====== Dataset

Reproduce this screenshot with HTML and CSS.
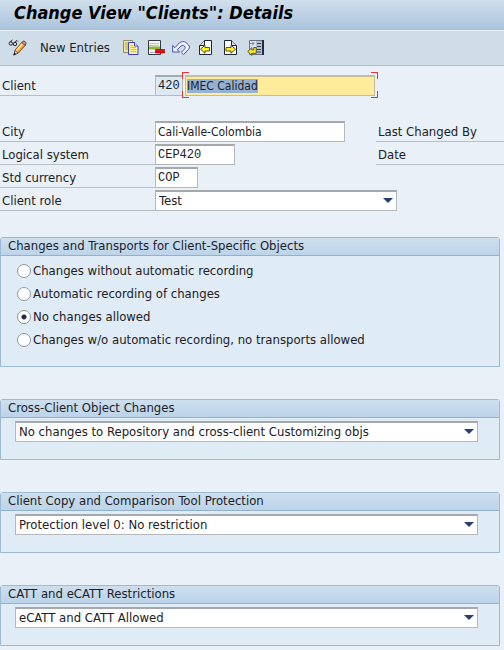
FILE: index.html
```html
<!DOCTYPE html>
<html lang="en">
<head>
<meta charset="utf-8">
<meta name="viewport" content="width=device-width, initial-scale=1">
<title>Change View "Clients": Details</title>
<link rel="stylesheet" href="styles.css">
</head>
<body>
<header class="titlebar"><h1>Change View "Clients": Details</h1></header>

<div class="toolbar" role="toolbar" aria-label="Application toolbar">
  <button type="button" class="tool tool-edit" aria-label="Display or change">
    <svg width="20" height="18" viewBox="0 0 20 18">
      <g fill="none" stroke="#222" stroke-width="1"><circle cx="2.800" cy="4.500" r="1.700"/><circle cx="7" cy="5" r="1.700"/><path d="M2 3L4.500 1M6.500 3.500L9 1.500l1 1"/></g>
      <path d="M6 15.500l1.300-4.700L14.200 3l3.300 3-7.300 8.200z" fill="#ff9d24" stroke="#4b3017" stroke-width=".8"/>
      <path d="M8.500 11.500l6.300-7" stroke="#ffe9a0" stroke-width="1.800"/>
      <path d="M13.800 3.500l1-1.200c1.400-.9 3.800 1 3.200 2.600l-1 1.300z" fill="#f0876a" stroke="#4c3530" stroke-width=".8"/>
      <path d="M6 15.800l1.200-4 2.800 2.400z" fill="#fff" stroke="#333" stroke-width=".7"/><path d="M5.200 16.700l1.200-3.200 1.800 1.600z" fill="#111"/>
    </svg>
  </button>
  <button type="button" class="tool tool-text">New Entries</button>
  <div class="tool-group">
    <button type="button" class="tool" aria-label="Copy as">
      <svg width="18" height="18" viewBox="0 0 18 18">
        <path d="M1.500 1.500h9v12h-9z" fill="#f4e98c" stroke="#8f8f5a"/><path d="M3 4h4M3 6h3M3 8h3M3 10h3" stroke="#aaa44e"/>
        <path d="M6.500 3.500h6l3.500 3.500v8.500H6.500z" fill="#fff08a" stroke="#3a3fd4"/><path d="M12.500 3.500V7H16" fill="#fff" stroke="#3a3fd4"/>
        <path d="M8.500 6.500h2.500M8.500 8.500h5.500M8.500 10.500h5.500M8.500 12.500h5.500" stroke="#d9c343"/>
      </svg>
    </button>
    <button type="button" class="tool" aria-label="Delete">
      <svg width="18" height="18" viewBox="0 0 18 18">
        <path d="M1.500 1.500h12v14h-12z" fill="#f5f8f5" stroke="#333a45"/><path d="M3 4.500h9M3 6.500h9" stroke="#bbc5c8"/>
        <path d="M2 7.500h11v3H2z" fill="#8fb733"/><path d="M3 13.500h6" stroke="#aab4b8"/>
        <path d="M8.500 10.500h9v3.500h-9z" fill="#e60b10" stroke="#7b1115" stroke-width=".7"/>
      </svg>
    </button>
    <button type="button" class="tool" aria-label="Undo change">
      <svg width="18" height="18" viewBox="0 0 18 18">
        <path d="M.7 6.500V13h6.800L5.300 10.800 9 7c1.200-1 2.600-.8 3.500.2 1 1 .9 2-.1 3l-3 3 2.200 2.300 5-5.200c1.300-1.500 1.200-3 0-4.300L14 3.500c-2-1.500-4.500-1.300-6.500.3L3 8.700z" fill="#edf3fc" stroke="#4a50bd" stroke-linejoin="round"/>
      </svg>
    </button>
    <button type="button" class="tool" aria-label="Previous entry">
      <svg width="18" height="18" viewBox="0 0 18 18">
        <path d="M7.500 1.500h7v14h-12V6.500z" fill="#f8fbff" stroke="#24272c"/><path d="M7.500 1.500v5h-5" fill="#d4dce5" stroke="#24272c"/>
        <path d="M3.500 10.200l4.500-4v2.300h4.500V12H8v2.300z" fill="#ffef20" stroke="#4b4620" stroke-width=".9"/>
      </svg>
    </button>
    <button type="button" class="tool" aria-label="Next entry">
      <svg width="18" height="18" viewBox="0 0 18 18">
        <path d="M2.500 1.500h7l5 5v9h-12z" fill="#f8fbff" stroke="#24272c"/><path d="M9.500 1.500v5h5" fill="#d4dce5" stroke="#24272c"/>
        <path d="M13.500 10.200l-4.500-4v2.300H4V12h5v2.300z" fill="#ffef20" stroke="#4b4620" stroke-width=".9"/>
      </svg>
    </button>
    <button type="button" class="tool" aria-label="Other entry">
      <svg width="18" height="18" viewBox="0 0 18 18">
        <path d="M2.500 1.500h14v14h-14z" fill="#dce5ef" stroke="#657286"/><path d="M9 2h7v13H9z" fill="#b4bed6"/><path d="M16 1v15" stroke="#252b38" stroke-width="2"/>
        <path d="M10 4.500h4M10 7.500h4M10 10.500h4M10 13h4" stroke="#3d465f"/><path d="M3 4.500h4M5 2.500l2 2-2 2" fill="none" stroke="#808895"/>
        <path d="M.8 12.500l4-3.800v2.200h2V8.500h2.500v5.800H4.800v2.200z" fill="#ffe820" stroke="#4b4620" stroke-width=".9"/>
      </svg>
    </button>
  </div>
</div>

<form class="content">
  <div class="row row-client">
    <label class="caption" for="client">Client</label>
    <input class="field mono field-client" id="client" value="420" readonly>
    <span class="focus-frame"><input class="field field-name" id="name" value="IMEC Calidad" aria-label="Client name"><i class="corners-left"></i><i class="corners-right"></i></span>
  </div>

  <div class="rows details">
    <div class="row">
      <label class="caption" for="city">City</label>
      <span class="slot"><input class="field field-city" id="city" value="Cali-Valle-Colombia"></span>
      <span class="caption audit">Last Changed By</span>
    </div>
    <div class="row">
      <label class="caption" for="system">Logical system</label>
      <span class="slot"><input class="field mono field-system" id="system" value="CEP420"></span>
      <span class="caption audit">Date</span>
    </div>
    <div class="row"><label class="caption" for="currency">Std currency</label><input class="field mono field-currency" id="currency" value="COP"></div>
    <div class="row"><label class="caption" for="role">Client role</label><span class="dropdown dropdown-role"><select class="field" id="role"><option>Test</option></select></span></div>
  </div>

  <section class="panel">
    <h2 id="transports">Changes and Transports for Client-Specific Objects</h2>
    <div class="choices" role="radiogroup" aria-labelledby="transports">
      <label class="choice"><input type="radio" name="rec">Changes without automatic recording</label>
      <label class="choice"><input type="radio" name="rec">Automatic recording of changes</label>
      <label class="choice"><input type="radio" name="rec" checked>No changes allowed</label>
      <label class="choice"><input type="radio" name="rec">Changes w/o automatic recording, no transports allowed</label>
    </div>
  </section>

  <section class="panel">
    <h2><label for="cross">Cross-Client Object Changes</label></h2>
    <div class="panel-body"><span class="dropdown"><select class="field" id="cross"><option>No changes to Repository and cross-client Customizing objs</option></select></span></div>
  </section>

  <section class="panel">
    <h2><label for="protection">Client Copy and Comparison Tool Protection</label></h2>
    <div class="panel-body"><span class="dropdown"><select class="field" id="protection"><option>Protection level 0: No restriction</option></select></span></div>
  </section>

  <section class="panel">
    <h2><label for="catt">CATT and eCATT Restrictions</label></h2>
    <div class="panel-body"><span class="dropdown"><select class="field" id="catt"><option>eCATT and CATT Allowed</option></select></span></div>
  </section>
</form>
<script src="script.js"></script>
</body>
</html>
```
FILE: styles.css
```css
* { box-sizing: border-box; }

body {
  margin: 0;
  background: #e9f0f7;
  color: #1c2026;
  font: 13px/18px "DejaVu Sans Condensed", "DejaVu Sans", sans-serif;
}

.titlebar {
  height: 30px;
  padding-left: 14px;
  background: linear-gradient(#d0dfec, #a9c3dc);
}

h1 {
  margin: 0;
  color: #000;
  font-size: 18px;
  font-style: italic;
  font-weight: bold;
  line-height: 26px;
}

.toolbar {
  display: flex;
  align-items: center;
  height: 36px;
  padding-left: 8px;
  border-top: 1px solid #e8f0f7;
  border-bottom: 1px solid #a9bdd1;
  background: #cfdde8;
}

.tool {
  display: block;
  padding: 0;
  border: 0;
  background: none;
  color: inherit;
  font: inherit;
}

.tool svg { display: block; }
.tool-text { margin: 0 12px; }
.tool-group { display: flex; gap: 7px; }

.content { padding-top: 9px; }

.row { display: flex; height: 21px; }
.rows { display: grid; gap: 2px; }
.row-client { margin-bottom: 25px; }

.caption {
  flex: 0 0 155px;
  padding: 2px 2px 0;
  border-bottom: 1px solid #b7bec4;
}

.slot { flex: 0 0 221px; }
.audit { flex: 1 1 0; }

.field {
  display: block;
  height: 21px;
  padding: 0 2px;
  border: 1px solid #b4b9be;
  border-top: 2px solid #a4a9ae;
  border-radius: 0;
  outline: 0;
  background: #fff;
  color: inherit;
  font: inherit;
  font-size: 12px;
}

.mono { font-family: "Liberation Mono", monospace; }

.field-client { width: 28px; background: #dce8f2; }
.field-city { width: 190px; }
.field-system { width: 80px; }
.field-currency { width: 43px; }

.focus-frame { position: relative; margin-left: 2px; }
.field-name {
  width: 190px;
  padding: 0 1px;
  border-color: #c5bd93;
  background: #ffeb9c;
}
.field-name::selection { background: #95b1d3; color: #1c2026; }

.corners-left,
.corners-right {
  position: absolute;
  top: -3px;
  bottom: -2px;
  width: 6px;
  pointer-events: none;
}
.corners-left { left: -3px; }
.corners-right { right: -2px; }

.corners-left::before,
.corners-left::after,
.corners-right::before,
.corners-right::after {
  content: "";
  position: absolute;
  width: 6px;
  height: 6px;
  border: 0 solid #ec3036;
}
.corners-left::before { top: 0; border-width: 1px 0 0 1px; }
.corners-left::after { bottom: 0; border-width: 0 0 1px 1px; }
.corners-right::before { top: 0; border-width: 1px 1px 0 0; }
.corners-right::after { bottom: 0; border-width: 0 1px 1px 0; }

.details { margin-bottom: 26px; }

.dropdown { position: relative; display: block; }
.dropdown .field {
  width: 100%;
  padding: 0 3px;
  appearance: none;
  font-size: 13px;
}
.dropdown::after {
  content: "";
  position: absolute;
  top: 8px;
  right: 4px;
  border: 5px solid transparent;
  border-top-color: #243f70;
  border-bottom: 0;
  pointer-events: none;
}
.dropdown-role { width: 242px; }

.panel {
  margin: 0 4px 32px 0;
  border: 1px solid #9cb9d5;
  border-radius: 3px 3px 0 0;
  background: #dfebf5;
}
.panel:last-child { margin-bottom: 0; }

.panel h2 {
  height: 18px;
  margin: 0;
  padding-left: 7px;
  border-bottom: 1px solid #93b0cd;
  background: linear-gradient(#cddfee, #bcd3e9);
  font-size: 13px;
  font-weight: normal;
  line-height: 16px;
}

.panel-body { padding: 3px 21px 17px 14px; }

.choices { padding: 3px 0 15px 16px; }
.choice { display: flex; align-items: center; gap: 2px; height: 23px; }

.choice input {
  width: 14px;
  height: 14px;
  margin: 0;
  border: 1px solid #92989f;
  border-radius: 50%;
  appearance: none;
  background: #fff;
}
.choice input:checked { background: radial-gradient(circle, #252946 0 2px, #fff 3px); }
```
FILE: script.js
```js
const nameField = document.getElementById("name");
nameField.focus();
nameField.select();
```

============
====== Dataset

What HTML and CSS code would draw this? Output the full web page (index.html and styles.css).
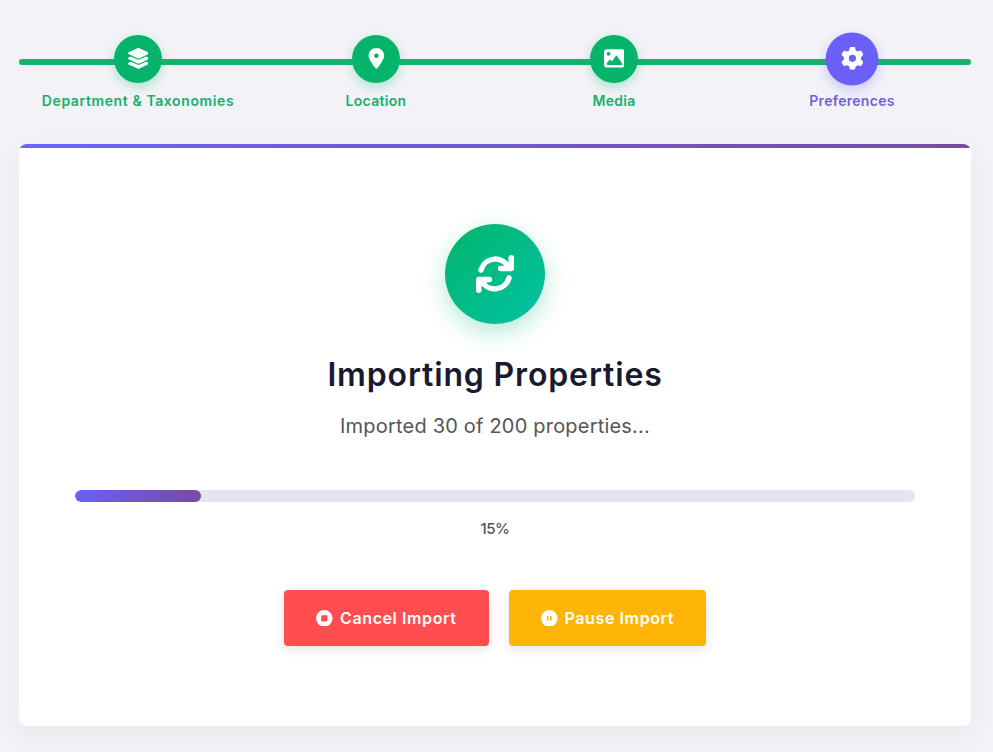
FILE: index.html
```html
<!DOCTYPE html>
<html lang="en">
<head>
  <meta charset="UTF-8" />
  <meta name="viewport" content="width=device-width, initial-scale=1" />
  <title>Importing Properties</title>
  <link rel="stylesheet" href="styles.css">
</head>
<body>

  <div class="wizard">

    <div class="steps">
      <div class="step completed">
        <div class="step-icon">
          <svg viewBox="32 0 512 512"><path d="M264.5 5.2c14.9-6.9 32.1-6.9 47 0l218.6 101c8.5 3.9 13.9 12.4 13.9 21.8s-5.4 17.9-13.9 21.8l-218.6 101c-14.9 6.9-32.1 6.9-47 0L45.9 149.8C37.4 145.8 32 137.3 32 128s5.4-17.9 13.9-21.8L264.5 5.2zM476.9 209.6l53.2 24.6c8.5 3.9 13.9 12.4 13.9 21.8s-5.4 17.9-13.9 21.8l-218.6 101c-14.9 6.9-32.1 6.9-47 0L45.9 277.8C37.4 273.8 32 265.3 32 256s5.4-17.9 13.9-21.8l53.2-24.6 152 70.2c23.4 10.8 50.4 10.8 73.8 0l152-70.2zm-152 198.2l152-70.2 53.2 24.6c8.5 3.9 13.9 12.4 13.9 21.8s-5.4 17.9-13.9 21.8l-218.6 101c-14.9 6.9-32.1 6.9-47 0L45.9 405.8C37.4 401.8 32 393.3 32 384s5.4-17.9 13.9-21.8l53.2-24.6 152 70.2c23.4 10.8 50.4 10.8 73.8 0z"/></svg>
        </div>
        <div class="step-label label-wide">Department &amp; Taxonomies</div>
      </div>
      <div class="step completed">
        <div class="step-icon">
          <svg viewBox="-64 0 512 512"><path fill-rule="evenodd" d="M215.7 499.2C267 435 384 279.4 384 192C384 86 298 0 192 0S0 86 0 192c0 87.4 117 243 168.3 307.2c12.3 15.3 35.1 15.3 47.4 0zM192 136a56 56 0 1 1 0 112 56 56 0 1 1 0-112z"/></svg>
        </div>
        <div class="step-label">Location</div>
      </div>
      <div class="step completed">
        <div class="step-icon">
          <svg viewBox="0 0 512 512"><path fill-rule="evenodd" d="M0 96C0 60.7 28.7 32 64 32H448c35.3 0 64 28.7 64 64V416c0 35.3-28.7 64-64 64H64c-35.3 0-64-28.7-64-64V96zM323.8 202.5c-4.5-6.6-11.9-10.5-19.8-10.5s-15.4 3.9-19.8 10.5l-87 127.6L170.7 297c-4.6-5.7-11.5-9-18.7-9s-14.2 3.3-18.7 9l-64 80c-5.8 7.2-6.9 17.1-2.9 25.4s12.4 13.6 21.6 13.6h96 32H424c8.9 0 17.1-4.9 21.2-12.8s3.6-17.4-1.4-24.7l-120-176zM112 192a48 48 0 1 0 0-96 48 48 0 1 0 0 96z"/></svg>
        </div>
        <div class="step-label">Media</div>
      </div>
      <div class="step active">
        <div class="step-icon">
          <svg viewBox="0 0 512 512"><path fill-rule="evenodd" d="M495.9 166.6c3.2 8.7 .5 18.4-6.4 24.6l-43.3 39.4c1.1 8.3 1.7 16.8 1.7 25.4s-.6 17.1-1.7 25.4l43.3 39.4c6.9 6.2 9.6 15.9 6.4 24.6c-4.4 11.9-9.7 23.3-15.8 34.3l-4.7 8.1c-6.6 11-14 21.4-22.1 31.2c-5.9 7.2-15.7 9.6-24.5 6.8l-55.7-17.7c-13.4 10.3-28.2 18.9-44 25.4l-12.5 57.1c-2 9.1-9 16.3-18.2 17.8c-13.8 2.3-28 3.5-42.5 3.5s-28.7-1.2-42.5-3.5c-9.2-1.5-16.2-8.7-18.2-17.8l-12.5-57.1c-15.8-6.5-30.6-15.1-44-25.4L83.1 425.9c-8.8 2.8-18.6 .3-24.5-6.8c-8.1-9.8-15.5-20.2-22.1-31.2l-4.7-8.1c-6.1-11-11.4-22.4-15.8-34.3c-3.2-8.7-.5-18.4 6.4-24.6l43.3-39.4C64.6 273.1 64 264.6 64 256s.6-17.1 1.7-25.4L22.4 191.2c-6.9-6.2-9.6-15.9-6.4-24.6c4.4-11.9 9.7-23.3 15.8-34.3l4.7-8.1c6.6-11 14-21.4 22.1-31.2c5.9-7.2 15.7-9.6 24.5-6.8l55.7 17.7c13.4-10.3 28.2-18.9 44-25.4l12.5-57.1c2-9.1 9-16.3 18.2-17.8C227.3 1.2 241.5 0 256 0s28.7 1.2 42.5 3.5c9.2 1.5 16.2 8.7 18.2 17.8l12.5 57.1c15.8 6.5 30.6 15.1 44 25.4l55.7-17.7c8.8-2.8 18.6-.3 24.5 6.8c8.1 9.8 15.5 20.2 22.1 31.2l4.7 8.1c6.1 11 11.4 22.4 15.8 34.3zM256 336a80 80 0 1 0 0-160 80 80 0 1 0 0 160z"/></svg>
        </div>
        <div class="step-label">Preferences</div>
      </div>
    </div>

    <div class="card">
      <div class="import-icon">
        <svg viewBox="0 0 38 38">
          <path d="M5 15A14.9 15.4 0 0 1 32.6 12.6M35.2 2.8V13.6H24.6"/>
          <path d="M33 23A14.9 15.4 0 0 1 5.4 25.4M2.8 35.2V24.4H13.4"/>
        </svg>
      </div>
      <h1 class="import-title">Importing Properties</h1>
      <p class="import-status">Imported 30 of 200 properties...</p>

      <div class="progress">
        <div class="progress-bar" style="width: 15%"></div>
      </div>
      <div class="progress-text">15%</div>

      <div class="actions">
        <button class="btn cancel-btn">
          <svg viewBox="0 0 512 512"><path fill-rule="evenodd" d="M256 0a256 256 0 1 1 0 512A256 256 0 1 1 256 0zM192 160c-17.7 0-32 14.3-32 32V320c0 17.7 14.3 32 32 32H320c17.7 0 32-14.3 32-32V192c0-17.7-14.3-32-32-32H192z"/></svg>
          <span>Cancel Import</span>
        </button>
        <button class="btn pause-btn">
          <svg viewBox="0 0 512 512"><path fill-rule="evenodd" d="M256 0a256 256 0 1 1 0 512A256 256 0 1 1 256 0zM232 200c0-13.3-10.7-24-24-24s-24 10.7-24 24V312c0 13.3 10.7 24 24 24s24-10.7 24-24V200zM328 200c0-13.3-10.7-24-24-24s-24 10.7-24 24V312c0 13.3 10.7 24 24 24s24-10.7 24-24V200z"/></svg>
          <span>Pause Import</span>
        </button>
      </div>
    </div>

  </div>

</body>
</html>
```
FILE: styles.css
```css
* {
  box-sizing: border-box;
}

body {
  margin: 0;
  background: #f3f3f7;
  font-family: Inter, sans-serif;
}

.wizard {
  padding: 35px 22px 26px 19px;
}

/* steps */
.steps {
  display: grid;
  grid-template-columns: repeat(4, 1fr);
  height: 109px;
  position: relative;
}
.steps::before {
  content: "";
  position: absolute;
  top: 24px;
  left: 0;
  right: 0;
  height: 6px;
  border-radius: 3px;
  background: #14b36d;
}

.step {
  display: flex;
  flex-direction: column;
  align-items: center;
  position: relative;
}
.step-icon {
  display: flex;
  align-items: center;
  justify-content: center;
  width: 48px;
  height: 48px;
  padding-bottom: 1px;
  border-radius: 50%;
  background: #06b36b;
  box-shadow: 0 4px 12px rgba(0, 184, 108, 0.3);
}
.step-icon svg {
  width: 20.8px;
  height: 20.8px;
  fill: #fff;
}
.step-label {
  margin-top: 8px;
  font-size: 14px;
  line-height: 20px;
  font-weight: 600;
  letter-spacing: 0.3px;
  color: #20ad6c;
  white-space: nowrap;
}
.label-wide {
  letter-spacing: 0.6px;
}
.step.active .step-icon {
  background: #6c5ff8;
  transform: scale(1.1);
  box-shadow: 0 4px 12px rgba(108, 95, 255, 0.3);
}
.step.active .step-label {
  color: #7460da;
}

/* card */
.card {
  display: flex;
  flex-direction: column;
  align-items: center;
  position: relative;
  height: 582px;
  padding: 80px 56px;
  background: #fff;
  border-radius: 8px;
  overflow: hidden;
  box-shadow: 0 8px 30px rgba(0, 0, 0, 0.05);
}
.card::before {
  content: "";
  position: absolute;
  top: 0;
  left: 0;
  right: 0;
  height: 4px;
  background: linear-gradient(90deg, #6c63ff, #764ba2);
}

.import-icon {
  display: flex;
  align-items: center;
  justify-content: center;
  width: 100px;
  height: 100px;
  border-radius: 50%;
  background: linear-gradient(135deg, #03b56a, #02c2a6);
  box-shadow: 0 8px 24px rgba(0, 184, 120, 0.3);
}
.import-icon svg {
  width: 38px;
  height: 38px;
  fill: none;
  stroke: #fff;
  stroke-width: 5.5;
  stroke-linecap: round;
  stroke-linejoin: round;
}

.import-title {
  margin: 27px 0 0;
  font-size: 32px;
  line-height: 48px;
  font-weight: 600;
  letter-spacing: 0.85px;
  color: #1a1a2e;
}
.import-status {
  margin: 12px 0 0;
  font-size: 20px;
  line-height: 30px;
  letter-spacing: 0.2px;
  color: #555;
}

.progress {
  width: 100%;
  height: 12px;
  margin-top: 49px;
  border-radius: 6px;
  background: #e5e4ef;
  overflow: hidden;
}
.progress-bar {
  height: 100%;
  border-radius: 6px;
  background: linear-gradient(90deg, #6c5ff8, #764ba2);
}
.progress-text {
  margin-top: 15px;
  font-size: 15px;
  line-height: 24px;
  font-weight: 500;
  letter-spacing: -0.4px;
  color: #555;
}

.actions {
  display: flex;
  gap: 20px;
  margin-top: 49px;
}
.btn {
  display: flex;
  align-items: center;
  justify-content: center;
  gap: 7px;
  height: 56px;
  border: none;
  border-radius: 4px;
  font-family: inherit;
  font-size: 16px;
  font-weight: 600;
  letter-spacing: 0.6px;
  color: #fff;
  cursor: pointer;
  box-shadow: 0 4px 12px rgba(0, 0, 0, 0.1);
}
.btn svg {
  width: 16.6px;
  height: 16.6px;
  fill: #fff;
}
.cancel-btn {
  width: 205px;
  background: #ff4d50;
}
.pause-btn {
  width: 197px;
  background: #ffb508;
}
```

============

**Given exercise:** Where a line above includes "this", copy that line.

**Exercise output:**
Reproduce this screenshot with HTML and CSS.
What HTML and CSS code would draw this? Output the full web page (index.html and styles.css).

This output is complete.